Sir John Douglas Cockcroft OM KCB CBE FRS (1897-1967) was a British physicist. He shared the Nobel Prize in Physics for splitting the atomic nucleus with Ernest Walton, and was instrumental in the development of nuclear power. He was the first Master of Churchill College

1897 May 27th. Cockcroft was born in Todmorden, England, the eldest son of a mill owner.

1909-14 Educated at Todmorden Secondary School and studied mathematics at the Victoria University of Manchester (1914–1915).

1915-18 Signaller in the Royal Artillery

1919-20 Studied electro-technical engineering at Manchester College of Technology

He undertook an apprenticeship with Metropolitan Vickers Electrical Company whilst in receipt of an 1851 Exhibition Scholarship from the Royal Commission for the Exhibition of 1851,.

Went to St. John's College, Cambridge, received a mathematics degree from St. John's College, Cambridge in 1924 and began research work under Ernest Rutherford.

1925 Married Eunice Elizabeth Crabtree (born 26 October 1898, died 4 October 1989) in 1925 and had six children: John Haslam, known as Timothy, born 29 January 1927, died 11 October 1929; Joan Dorothea, known as Thea, born 5 October 1932; Jocelyn, born 1 September 1934; Elisabeth Fielden, born 23 February 1936; Catherine Helena, born 17 October 1939; and Christopher Hugh John, born 14 January 1942.

1928 Began to work on the acceleration of protons with Ernest Walton.

1929 Elected a Fellow of St. John's College

1932 Bombarded lithium with high energy neutrons, electrons and protons and succeeded in transmuting it into helium and other chemical elements. This was one of the earliest experiments to change the atomic nucleus of one element to a different nucleus by artificial means. This feat was popularly – if somewhat inaccurately – known as splitting the atom.

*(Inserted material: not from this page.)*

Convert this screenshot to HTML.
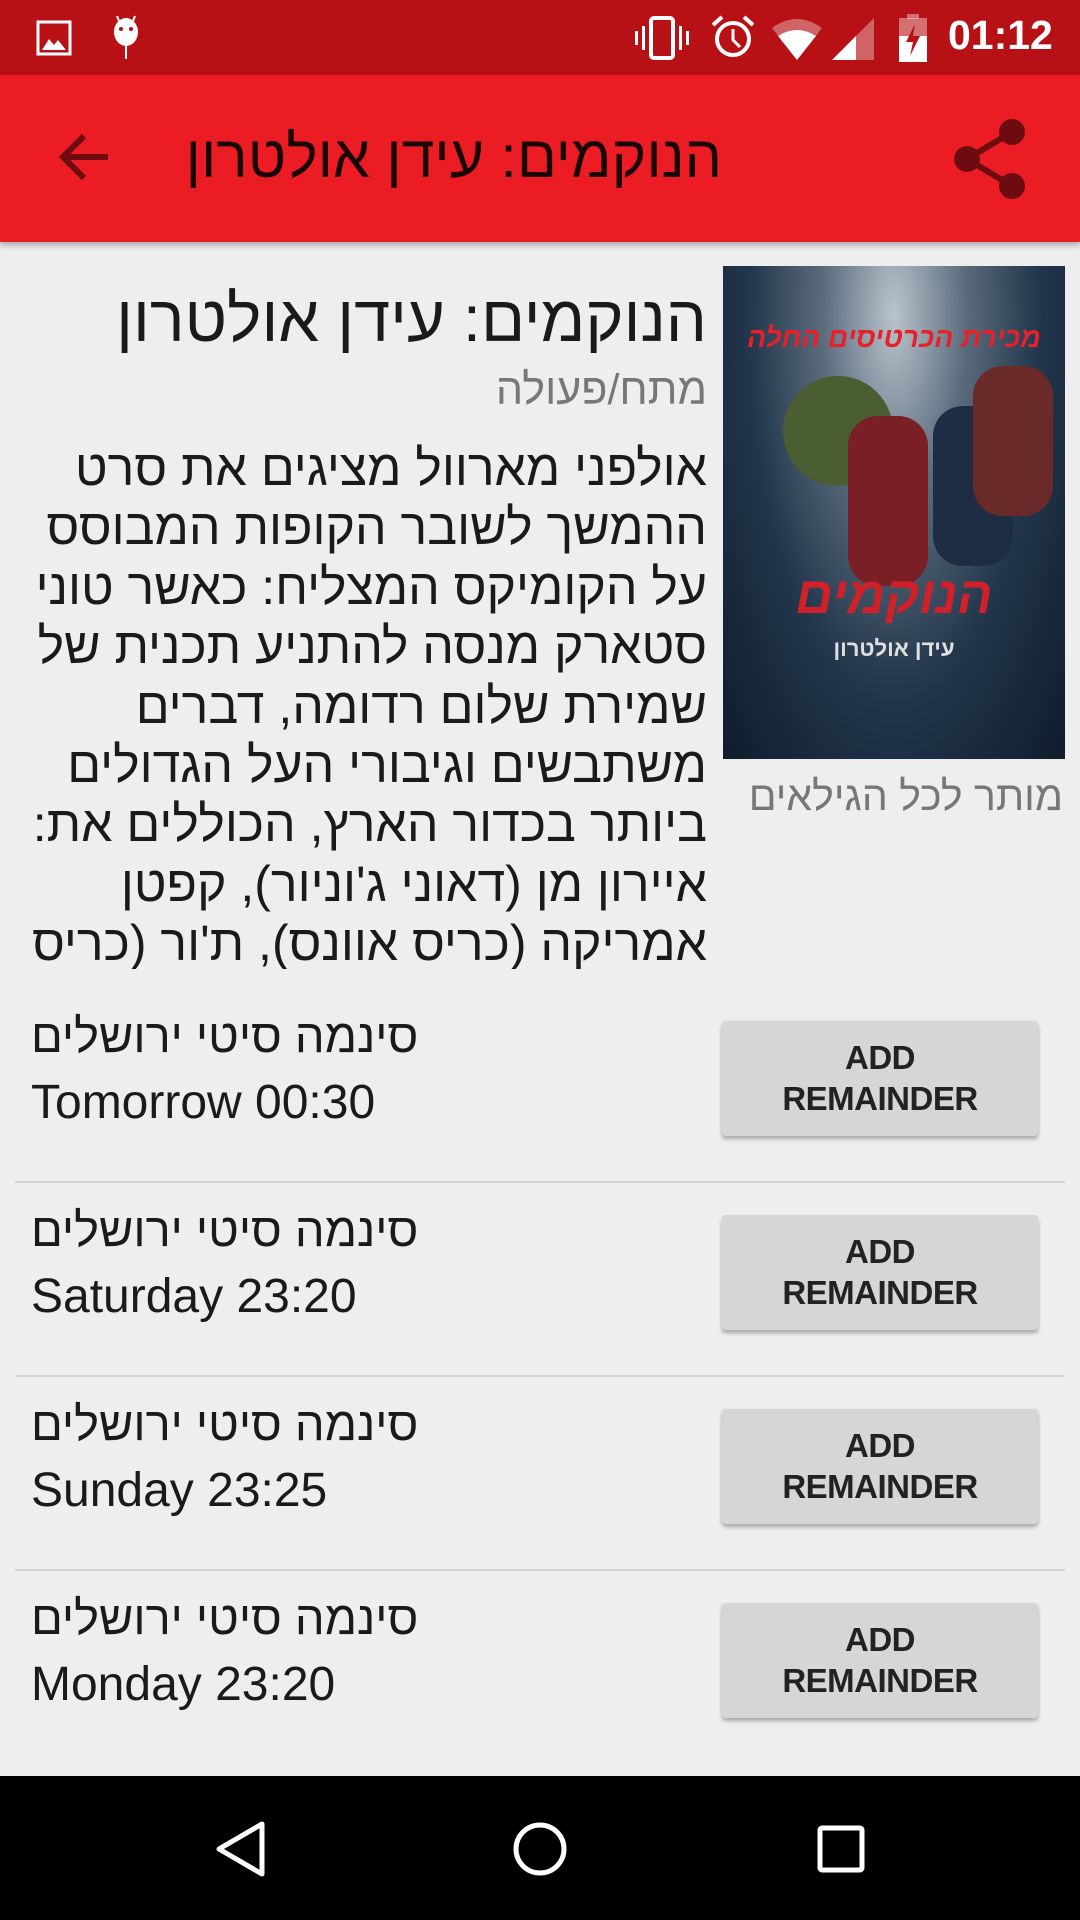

1939 Became Jacksonian Professor of Philosophy

At the outbreak of the Second World War, he took up the post of Assistant Director of Scientific Research in the Ministry of Supply, working on radar.

In 1944, he took charge of the Canadian Atomic Energy project and became Director of the Montreal Laboratory and Chalk River Laboratories, replacing Hans von Halban, who was considered a security risk.

1944 Made a Commander of the Order of the British Empire

1946 Returned to Britain to set up the Atomic Energy Research Establishment (AERE) at Harwell, charged with developing Britain's atomic power programme. He became the first director of AERE. Even when leaving the post, he continued to be involved with Harwell.

1948 Knighted

1953 Created Knight Commander of the Order of the Bath

In post-war years, AERE under his direction took part in frontier fusion research, including the ZETA program.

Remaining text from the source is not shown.